For solar power generation, we also need to improve the safety and reliability of crystalline silicon and conduct research to avoid defects and hazards.

 

For example, when a leaf falls on to a solar cell and partially shades it, there are cases of the shaded area generating heat. Because heat generation can increase under certain conditions, we are also investigating the heat generation mechanism of new solar cells and how this can be avoided. Further, as an expert in solar power generation, I will research and spread information on the reuse and recycling of solar cells.

 

Driving Force behind the Venture Startup and YouTube Videos: “I want to broaden our horizons and expand the base of solar power generation”

 

Scholars Co. Ltd. Offers support to companies, mainly small and medium-sized enterprises, to successfully develop businesses related to solar power generation by judging technologies, developing them together, and providing consultations. We also have solar power researchers from other universities on our team.

 

Scholars Co. Ltd. Website. A Ritsumeikan University venture established and led by Professor Minemoto.

 

As a university researcher, I often participate in projects with the government and large corporations, but I think it is important to engage with small and medium-sized enterprises to expand the scope of solar power generation and implement it in businesses and to expand my own horizons.

 

YouTube has various channels for solar power, but the PhotoVoltaics University channel provides in-depth discussions from professionals in the solar power field. I am committed to providing accurate and in-depth information to young researchers and individuals involved in corporate R&D and management.

 

Episode of the YouTube channel “PVU -PhotoVoltaics University−太陽光発電大学” with guest speaker Professor Itaru Osaka of Hiroshima University

 

Going forward, in order to integrate solar cells into various places such as building walls, cars, and roads, and utilize them, we need to work with professionals in fields other than solar cells. I hope to expand the network for solar cells through YouTube.

 

I would also like to record my own conversations with professors from other universities regarding cutting-edge research. When I attend academic conferences, people often come up to me to say that they have watched my YouTube videos.

 

My aim is to make Ritsumeikan University a go-to for solar cells, and contribute to building a sustainable society.

 

As an expert in solar cells, I aim for solar power generation to become increasingly widespread in society and familiar to us in the future.

 

Perovskite solar cells are on an upward trajectory, but we will face many issues and problems in the future.

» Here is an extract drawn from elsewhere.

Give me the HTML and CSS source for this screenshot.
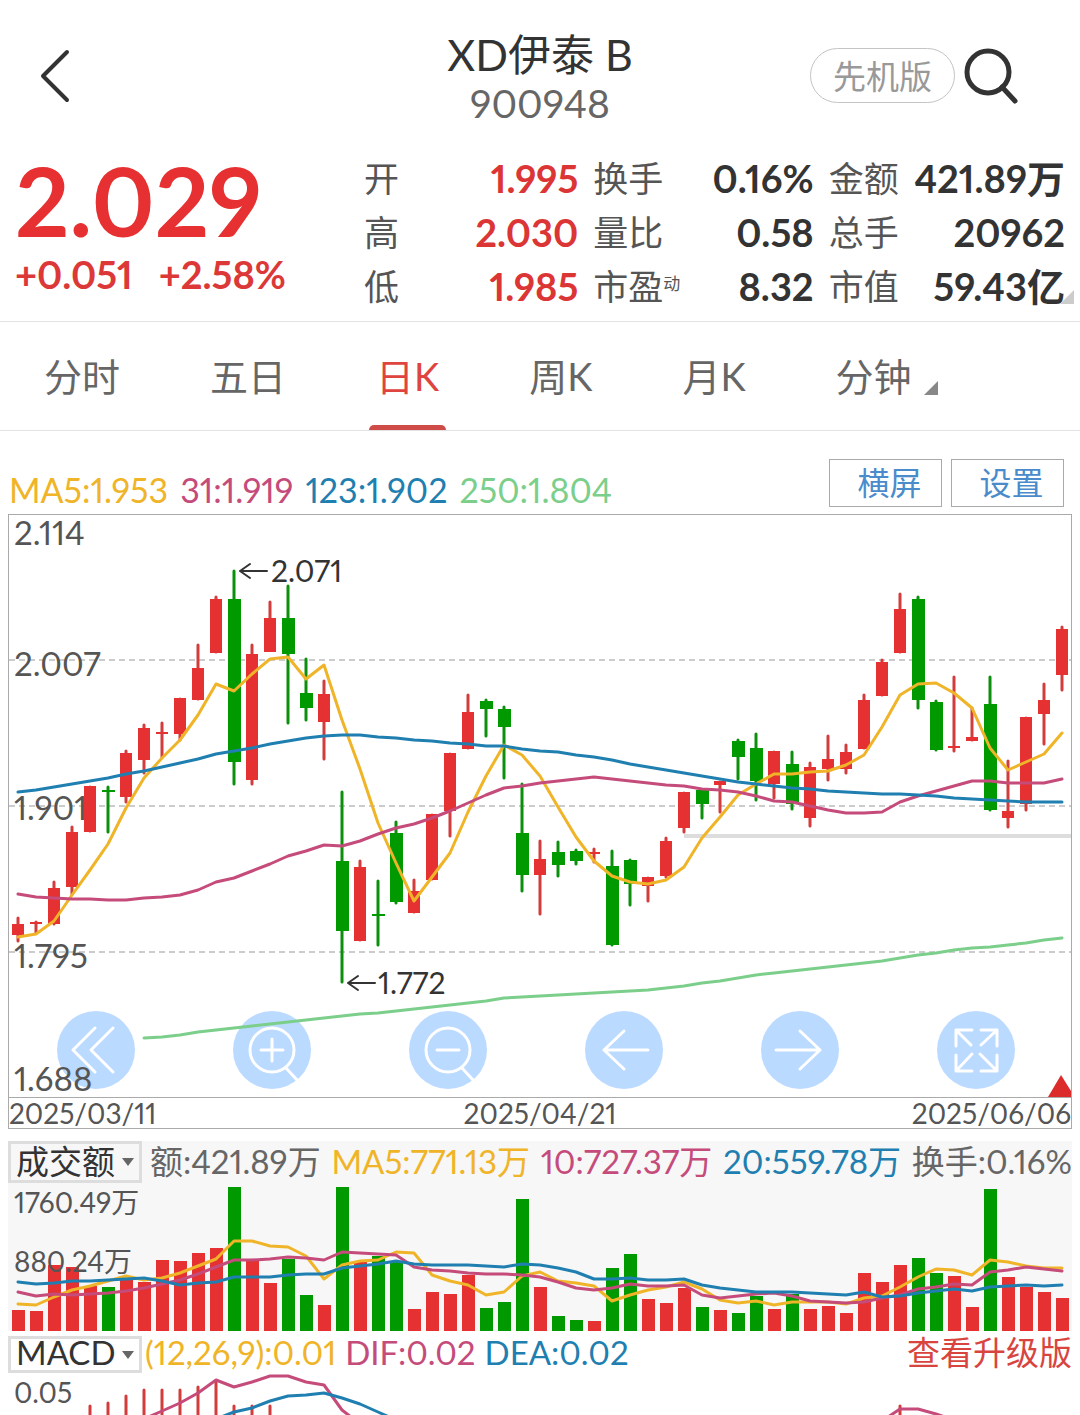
FILE: index.html
```html
<!DOCTYPE html>
<html lang="zh-CN">

<head>
  <meta charset="UTF-8">
  <meta name="viewport" content="width=device-width, initial-scale=1.0">
  <title>XD伊泰B 900948</title>
  <link rel="stylesheet" href="styles.css">
</head>

<body>
  <header class="header">
    <button class="back" aria-label="返回">
      <svg width="34" height="56" viewBox="0 0 34 56"><path d="M29 4 L5 28 L29 52" /></svg>
    </button>
    <div class="name">
      <h1>XD伊泰 B</h1>
      <p>900948</p>
    </div>
    <div class="header-right">
      <button class="pill">先机版</button>
      <button class="search" aria-label="搜索">
        <svg width="54" height="56" viewBox="0 0 54 56"><circle cx="24" cy="24" r="21" /><path d="M38 39 L51 53" /></svg>
      </button>
    </div>
  </header>

  <section class="quote">
    <div class="price">
      <div class="now">2.029</div>
      <div class="change"><span>+0.051</span><span>+2.58%</span></div>
    </div>
    <dl class="info">
      <div class="info-item"><dt>开</dt><dd class="up">1.995</dd></div>
      <div class="info-item"><dt>换手</dt><dd>0.16%</dd></div>
      <div class="info-item"><dt>金额</dt><dd>421.89万</dd></div>
      <div class="info-item"><dt>高</dt><dd class="up">2.030</dd></div>
      <div class="info-item"><dt>量比</dt><dd>0.58</dd></div>
      <div class="info-item"><dt>总手</dt><dd>20962</dd></div>
      <div class="info-item"><dt>低</dt><dd class="up">1.985</dd></div>
      <div class="info-item"><dt>市盈<small>动</small></dt><dd>8.32</dd></div>
      <div class="info-item"><dt>市值</dt><dd>59.43亿</dd></div>
    </dl>
    <span class="more"></span>
  </section>

  <nav class="tabs">
    <button>分时</button>
    <button>五日</button>
    <button class="active">日K</button>
    <button>周K</button>
    <button>月K</button>
    <button class="drop">分钟</button>
  </nav>

  <div class="toolbar">
    <div class="legend">
      <span class="yellow">MA5:1.953</span>
      <span class="pink">31:1.919</span>
      <span class="blue">123:1.902</span>
      <span class="lime">250:1.804</span>
    </div>
    <div class="options">
      <button>横屏</button>
      <button>设置</button>
    </div>
  </div>

  <section class="kline">
    <div class="kline-chart">
      <div class="controls">
        <button aria-label="更早">
          <svg viewBox="0 0 78 78"><path d="M38 17 L16 39 L38 61 M56 17 L34 39 L56 61" /></svg>
        </button>
        <button aria-label="放大">
          <svg viewBox="0 0 78 78"><circle cx="39" cy="39" r="22" /><path d="M28 39 H50 M39 28 V50 M53 57 L64 69" /></svg>
        </button>
        <button aria-label="缩小">
          <svg viewBox="0 0 78 78"><circle cx="39" cy="39" r="22" /><path d="M28 39 H50 M53 57 L64 69" /></svg>
        </button>
        <button aria-label="左移">
          <svg viewBox="0 0 78 78"><path d="M63 39 H19 M39 20 L19 39 L39 58" /></svg>
        </button>
        <button aria-label="右移">
          <svg viewBox="0 0 78 78"><path d="M15 39 H59 M39 20 L59 39 L39 58" /></svg>
        </button>
        <button aria-label="全屏">
          <svg viewBox="0 0 78 78"><path d="M35 19 H19 V35 M19 19 L34 34 M44 19 H60 V35 M60 19 L44 34 M35 60 H19 V44 M19 60 L35 43 M44 60 H60 V44 M60 60 L43 43" /></svg>
        </button>
      </div>
      <svg id="kline" class="chart" viewBox="9 515 1062 582"></svg>
    </div>
    <div class="dates"><span>2025/03/11</span><span>2025/04/21</span><span>2025/06/06</span></div>
  </section>

  <section class="volume">
    <div class="panel-head">
      <div class="picker">
        <select aria-label="成交指标"><option>成交额</option><option>成交量</option></select>
      </div>
      <div class="panel-legend">
        <span>额:421.89万</span>
        <span class="yellow">MA5:771.13万</span>
        <span class="pink">10:727.37万</span>
        <span class="blue">20:559.78万</span>
        <span>换手:0.16%</span>
      </div>
    </div>
    <svg id="volume" class="chart" viewBox="8 1183 1064 148"></svg>
  </section>

  <section class="macd">
    <div class="panel-head">
      <div class="picker">
        <select aria-label="技术指标"><option>MACD</option><option>KDJ</option></select>
      </div>
      <div class="macd-legend">
        <span class="yellow">(12,26,9):0.01</span>
        <span class="pink">DIF:0.02</span>
        <span class="blue">DEA:0.02</span>
      </div>
      <a class="upgrade" href="#">查看升级版</a>
    </div>
    <svg id="macd" class="chart" viewBox="8 1373 1064 42"></svg>
  </section>

  <script src="chart.js"></script>
</body>

</html>
```
FILE: styles.css
```css
* {
  box-sizing: border-box;
}

body {
  margin: 0;
  overflow-x: hidden;
  color: #555;
  background: #fff;
  font-family: Lato, "Noto Sans CJK SC", sans-serif;
  font-variant-numeric: proportional-nums;
}

button,
select {
  margin: 0;
  padding: 0;
  border: 0;
  color: inherit;
  background: none;
  font: inherit;
  font-variant-numeric: inherit;
}

h1,
p,
dl,
dd {
  margin: 0;
}

svg {
  display: block;
  fill: none;
  stroke-linecap: round;
  stroke-linejoin: round;
}

.yellow { color: #f0b428; }
.pink { color: #c54b7b; }
.blue { color: #1f7fb0; }
.lime { color: #7bcf8b; }

/* 顶部 */
.header {
  display: grid;
  grid-template-columns: 1fr auto 1fr;
  padding: 30px 62px 0;
}

.back,
.header-right {
  height: 91px;
}

.back {
  justify-self: start;
  margin-left: -24px;
}

.back svg,
.search svg {
  stroke: #333;
  stroke-width: 4;
}

.search svg {
  stroke-width: 5;
}

.name {
  text-align: center;
}

.name h1 {
  color: #333;
  font-size: 43px;
  font-weight: 400;
  line-height: 50px;
}

.name p {
  color: #666;
  font-size: 39px;
  line-height: 46px;
}

.header-right {
  display: flex;
  align-items: center;
  justify-content: flex-end;
  gap: 9px;
}

.pill {
  width: 145px;
  height: 55px;
  border: 1px solid #c4c4c4;
  border-radius: 28px;
  color: #999;
  font-size: 33px;
  line-height: 50px;
}

/* 报价 */
.quote {
  position: relative;
  display: flex;
  padding: 25px 15px 8px;
  border-bottom: 1px solid #e2e2e2;
}

.price {
  width: 349px;
  color: #e73031;
  font-weight: 700;
}

.now {
  font-size: 95px;
  line-height: 98px;
}

.change {
  display: flex;
  gap: 26px;
  color: #dc3838;
  font-size: 38px;
  line-height: 50px;
}

.info {
  flex: 1;
  display: grid;
  grid-template-columns: 214fr 220fr 236fr;
  column-gap: 15px;
}

.info-item {
  display: flex;
  justify-content: space-between;
  font-size: 35px;
  line-height: 54px;
  white-space: nowrap;
}

.info-item dd {
  color: #333;
  font-size: 38px;
  font-weight: 700;
}

.info-item dd.up {
  color: #dc3535;
}

.info-item small {
  font-size: 17px;
  vertical-align: 10px;
  line-height: 17px;
}

.more {
  position: absolute;
  right: 6px;
  bottom: 17px;
  border-bottom: 14px solid #ccc;
  border-left: 14px solid transparent;
}

/* 周期切换 */
.tabs {
  display: flex;
  gap: 90px;
  height: 109px;
  padding-left: 44px;
  border-bottom: 1px solid #e2e2e2;
}

.tabs button {
  position: relative;
  padding-bottom: 4px;
  color: #666;
  font-size: 38px;
}

.tabs .active {
  color: #e0443f;
}

.tabs .active::after {
  content: "";
  position: absolute;
  right: -7px;
  bottom: 0;
  left: -7px;
  height: 5px;
  border-radius: 5px 5px 0 0;
  background: #cf4b48;
}

.tabs .drop::after {
  content: "";
  position: absolute;
  right: -26px;
  bottom: 35px;
  border-bottom: 14px solid #888;
  border-left: 14px solid transparent;
}

/* 均线 */
.toolbar {
  display: flex;
  justify-content: space-between;
  padding: 28px 16px 7px 9px;
}

.legend {
  display: flex;
  align-self: flex-end;
  gap: 12px;
  font-size: 34px;
  line-height: 34px;
}

.options {
  display: flex;
  gap: 9px;
}

.options button {
  width: 113px;
  height: 48px;
  padding-left: 8px;
  border: 1px solid #aaa;
  color: #4a8ccb;
  font-size: 32px;
  line-height: 44px;
}

/* K线 */
.kline {
  margin: 0 8px 12px;
  border: 1px solid #aaa;
}

.kline-chart {
  position: relative;
}

.chart {
  width: 100%;
  font-size: 33px;
}

#kline {
  position: relative;
  overflow: visible;
  pointer-events: none;
}

.controls {
  position: absolute;
  right: 56px;
  bottom: 8px;
  left: 48px;
  display: flex;
  justify-content: space-between;
}

.controls button {
  width: 78px;
  height: 78px;
  border-radius: 50%;
  background: #bbdaff;
}

.controls svg {
  stroke: #fff;
  stroke-width: 3;
}

.dates {
  display: grid;
  grid-template-columns: 1fr auto 1fr;
  height: 31px;
  border-top: 1px solid #aaa;
  font-size: 28px;
  line-height: 30px;
}

.dates span:last-child {
  text-align: right;
}

/* 成交额、MACD */
.volume,
.macd {
  margin: 0 8px;
}

.volume {
  background: #f7f7f7;
}

.macd {
  margin-top: 5px;
}

.panel-head {
  display: flex;
  align-items: flex-start;
  height: 42px;
  color: #666;
  font-size: 33px;
  line-height: 40px;
  white-space: nowrap;
}

.macd .panel-head {
  height: 37px;
  line-height: 32px;
}

.picker {
  position: relative;
  width: 134px;
  height: 100%;
  border: 3px solid #ddd;
}

.picker select {
  display: block;
  width: 100%;
  height: 34px;
  padding-left: 5px;
  appearance: none;
  overflow: visible;
  color: #333;
  font-size: 33px;
  line-height: 34px;
}

.macd .picker select {
  height: 26px;
  line-height: 26px;
}

.picker::after {
  content: "";
  position: absolute;
  top: 14px;
  right: 5px;
  border-top: 8px solid #666;
  border-right: 6px solid transparent;
  border-left: 6px solid transparent;
  pointer-events: none;
}

.macd .picker::after {
  top: 12px;
}

.panel-legend {
  flex: 1;
  display: flex;
  justify-content: space-between;
  padding-left: 8px;
}

.macd-legend {
  flex: 1;
  display: flex;
  gap: 9px;
  padding-left: 3px;
}

.upgrade {
  color: #d8453f;
  font-size: 33px;
  text-decoration: none;
}

/* 图形 */
.grid { stroke: #ccc; stroke-width: 2; stroke-dasharray: 6 4; stroke-linecap: butt; }
.axis { fill: #555; }
.axis-small { fill: #555; font-size: 28px; }
.mark { fill: #333; font-size: 30px; }
.mark-line { stroke: #333; stroke-width: 2; }
.support { stroke: #ddd; stroke-width: 4; stroke-linecap: butt; }
.flag { fill: #dc2b2b; }
.bar-up { fill: #e53131; }
.bar-down { fill: #090; }
.wick-up { stroke: #d23c3c; stroke-width: 3; }
.wick-down { stroke: #0c8f0c; stroke-width: 3; }
.line-yellow { stroke: #f0b428; stroke-width: 3; }
.line-pink { stroke: #c54b7b; stroke-width: 3; }
.line-blue { stroke: #1f7fb0; stroke-width: 3; }
.line-lime { stroke: #7bcf8b; stroke-width: 3; }
```
FILE: chart.js
```js
// 每根K线： [涨跌, 实体上沿, 实体下沿, 最高, 最低]
const candles = [
  [1, 924, 935, 918, 941], [1, 922, 924, 922, 933], [1, 888, 924, 882, 924], [1, 832, 887, 827, 894],
  [1, 786, 832, 787, 831], [0, 790, 792, 787, 832], [1, 753, 797, 751, 802], [1, 728, 760, 725, 773],
  [1, 732, 734, 723, 757], [1, 698, 734, 699, 740], [1, 668, 700, 645, 699], [1, 599, 653, 597, 652],
  [0, 599, 762, 571, 784], [1, 654, 780, 645, 784], [1, 618, 652, 602, 650], [0, 618, 654, 586, 723],
  [0, 693, 708, 659, 720], [1, 694, 722, 681, 759], [0, 861, 931, 792, 982], [1, 867, 941, 861, 940],
  [0, 914, 916, 881, 945], [0, 833, 902, 822, 903], [1, 891, 913, 880, 912], [1, 814, 880, 815, 879],
  [1, 753, 811, 754, 836], [1, 712, 749, 695, 748], [0, 701, 709, 700, 736], [0, 709, 727, 707, 778],
  [0, 833, 875, 784, 891], [1, 859, 875, 841, 914], [0, 852, 865, 842, 876], [0, 851, 861, 850, 864],
  [1, 852, 854, 849, 862], [0, 866, 945, 851, 945], [0, 860, 884, 860, 905], [1, 877, 886, 878, 901],
  [1, 841, 876, 838, 877], [1, 792, 828, 793, 832], [0, 790, 804, 790, 818], [1, 781, 785, 782, 812],
  [0, 741, 757, 740, 779], [0, 748, 781, 734, 800], [1, 751, 784, 752, 798], [0, 764, 804, 752, 809],
  [1, 767, 818, 763, 826], [1, 759, 769, 736, 780], [1, 752, 769, 745, 773], [1, 700, 749, 695, 748],
  [1, 662, 696, 660, 695], [1, 609, 653, 594, 652], [0, 599, 700, 597, 708], [0, 702, 750, 701, 750],
  [1, 746, 748, 677, 751], [1, 737, 741, 708, 740], [0, 704, 810, 677, 810], [1, 811, 818, 761, 827],
  [1, 717, 804, 718, 810], [1, 700, 714, 684, 744], [1, 629, 675, 627, 690]
]

const ma5 = [937, 934, 921, 895, 870, 844, 808, 778, 758, 740, 715, 684, 691, 674, 659, 657, 679, 665, 720, 769,
  823, 863, 901, 877, 853, 812, 776, 745, 755, 776, 807, 837, 861, 876, 882, 884, 880, 867, 838, 817,
  795, 784, 774, 774, 772, 771, 765, 755, 727, 695, 684, 683, 693, 708, 748, 770, 762, 754, 733]
const ma31 = [894, 897, 898, 899, 899, 900, 900, 898, 897, 895, 890, 882, 878, 871, 864, 856, 851, 845, 846, 841,
  834, 828, 824, 818, 811, 803, 795, 788, 786, 783, 781, 779, 777, 779, 781, 783, 785, 786, 789, 790,
  792, 796, 801, 802, 806, 810, 813, 813, 812, 802, 796, 791, 786, 781, 781, 783, 783, 783, 779]
const ma123 = [792, 790, 787, 784, 781, 778, 774, 771, 767, 763, 759, 754, 751, 748, 744, 741, 738, 736, 735, 735,
  737, 738, 740, 741, 743, 744, 746, 746, 749, 751, 752, 755, 757, 760, 764, 767, 770, 773, 776, 779,
  782, 784, 786, 788, 789, 791, 792, 793, 794, 794, 795, 796, 798, 799, 800, 801, 802, 802, 802]
// 250日均线从第8根开始
const ma250 = [1038, 1037, 1035, 1032, 1030, 1028, 1026, 1024, 1022, 1020, 1018, 1016, 1014, 1013, 1011, 1009, 1007,
  1005, 1003, 1001, 998, 997, 996, 995, 994, 993, 992, 991, 990, 988, 986, 983, 981, 978, 975, 973, 971, 969, 967,
  965, 963, 961, 958, 955, 953, 950, 948, 947, 945, 943, 940, 938]

// 成交额柱顶
const amount = [1310, 1311, 1265, 1267, 1286, 1287, 1278, 1282, 1260, 1261, 1253, 1248, 1187, 1261, 1283, 1259, 1295, 1305, 1187, 1262,
  1256, 1262, 1309, 1292, 1294, 1275, 1308, 1302, 1199, 1287, 1316, 1320, 1321, 1268, 1254, 1299, 1303, 1288, 1307, 1310,
  1313, 1296, 1309, 1294, 1309, 1306, 1313, 1273, 1282, 1265, 1258, 1273, 1276, 1307, 1189, 1277, 1287, 1292, 1298]
const vol5 = [1304, 1305, 1297, 1290, 1286, 1281, 1276, 1280, 1278, 1273, 1266, 1259, 1241, 1241, 1246, 1247, 1256, 1279, 1265, 1261,
  1260, 1252, 1253, 1275, 1281, 1285, 1295, 1292, 1276, 1272, 1281, 1283, 1286, 1301, 1295, 1290, 1287, 1282, 1289, 1300,
  1303, 1301, 1305, 1302, 1302, 1302, 1304, 1298, 1296, 1287, 1277, 1269, 1270, 1275, 1260, 1262, 1266, 1268, 1268]
const vol10 = [1292, 1296, 1294, 1295, 1294, 1293, 1291, 1288, 1284, 1280, 1274, 1267, 1260, 1260, 1259, 1257, 1258, 1260, 1252, 1253,
  1254, 1255, 1267, 1270, 1271, 1273, 1274, 1274, 1275, 1277, 1282, 1288, 1290, 1288, 1284, 1286, 1286, 1285, 1295, 1298,
  1296, 1294, 1293, 1296, 1301, 1302, 1303, 1302, 1298, 1295, 1289, 1287, 1284, 1285, 1272, 1270, 1267, 1269, 1271]
const vol20 = [1282, 1284, 1283, 1281, 1281, 1280, 1279, 1278, 1281, 1285, 1283, 1282, 1277, 1277, 1277, 1275, 1274, 1274, 1268, 1266,
  1264, 1261, 1264, 1265, 1265, 1265, 1266, 1267, 1264, 1265, 1268, 1272, 1279, 1279, 1278, 1280, 1280, 1279, 1285, 1288,
  1290, 1292, 1292, 1292, 1293, 1294, 1295, 1292, 1297, 1296, 1293, 1291, 1289, 1291, 1287, 1286, 1285, 1286, 1285]

// MACD 红柱从第5根开始
const macdBars = [1406, 1403, 1396, 1390, 1390, 1390, 1387, 1381, 1406, 1406, 1406]
const dif = [1419, 1411, 1403, 1393, 1380, 1387, 1382, 1376, 1376, 1382, 1385, 1410, 1424]
const dea = [1419, 1412, 1408, 1401, 1396, 1395, 1393, 1398, 1404, 1412, 1420]

const px = i => 18 + i * 18

function line(data, cls, start = 0) {
  let points = data.map((y, i) => `${px(i + start)},${y}`).join(' ')
  return `<polyline class="line-${cls}" points="${points}" />`
}

function text(x, y, str, cls = 'axis') {
  return `<text class="${cls}" x="${x}" y="${y}">${str}</text>`
}

function drawKline() {
  let html = ''
  for (let y of [660, 806, 952]) {
    html += `<path class="grid" d="M9 ${y} H1071" />`
  }
  html += text(14, 545, '2.114') + text(14, 676, '2.007') + text(14, 820, '1.901') + text(14, 968, '1.795') + text(14, 1091, '1.688')
  html += '<path class="support" d="M684 836 H1071" />'

  candles.forEach(([up, top, bottom, high, low], i) => {
    let dir = up ? 'up' : 'down'
    html += `<path class="wick-${dir}" d="M${px(i)} ${high} V${low}" />`
    html += `<rect class="bar-${dir}" x="${px(i) - 6}" y="${top}" width="${up ? 12 : 13}" height="${bottom - top}" />`
  })

  html += line(ma5, 'yellow') + line(ma31, 'pink') + line(ma123, 'blue') + line(ma250, 'lime', 7)

  // 最高、最低价标注
  html += '<path class="mark-line" d="M267 571 H240 M250 564 L240 571 L250 578" />' + text(271, 582, '2.071', 'mark')
  html += '<path class="mark-line" d="M375 983 H348 M358 976 L348 983 L358 990" />' + text(378, 994, '1.772', 'mark')
  html += '<path class="flag" d="M1048 1097 L1061 1075 L1071 1091 V1097 Z" />'
  document.querySelector('#kline').innerHTML = html
}

function drawVolume() {
  let html = ''
  amount.forEach((top, i) => {
    let up = candles[i][0]
    html += `<rect class="bar-${up ? 'up' : 'down'}" x="${px(i) - 6}" y="${top}" width="13" height="${1331 - top}" />`
  })
  html += line(vol5, 'yellow') + line(vol10, 'pink') + line(vol20, 'blue')
  html += text(14, 1213, '1760.49万', 'axis-small') + text(14, 1272, '880.24万', 'axis-small')
  document.querySelector('#volume').innerHTML = html
}

function drawMacd() {
  let html = ''
  macdBars.forEach((top, i) => {
    html += `<path class="wick-up" d="M${px(i + 4)} ${top} V1420" />`
  })
  html += '<path class="wick-up" d="M900 1406 V1420" />'
  html += line(dif, 'pink', 7) + line(dea, 'blue', 11) + line([1421, 1409, 1409, 1414, 1420], 'pink', 48)
  html += text(14, 1403, '0.05', 'axis-small')
  document.querySelector('#macd').innerHTML = html
}

drawKline()
drawVolume()
drawMacd()
```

Taking these issues into account, we need to make good use of solar power in society and make it sustainable. I want to engage in a wide range of activities so that Ritsumeikan University can become a go-to institution for solar cells.

 

The CO₂ that humans have dug up, used, and scattered in the atmosphere must eventually be restored over hundreds of years and restore the Earth to its original state. I believe this is my intent, the intent of humanity, and surely, the will of Earth. One of the means to achieve this is solar power generation, so I will do everything that I can contribute to its progress and development.

 

As part of RARA, in addition to solar cells, I want to contribute to decarbonization by collaborating with professors specializing in energy storage (storage batteries, hydrogen, etc.).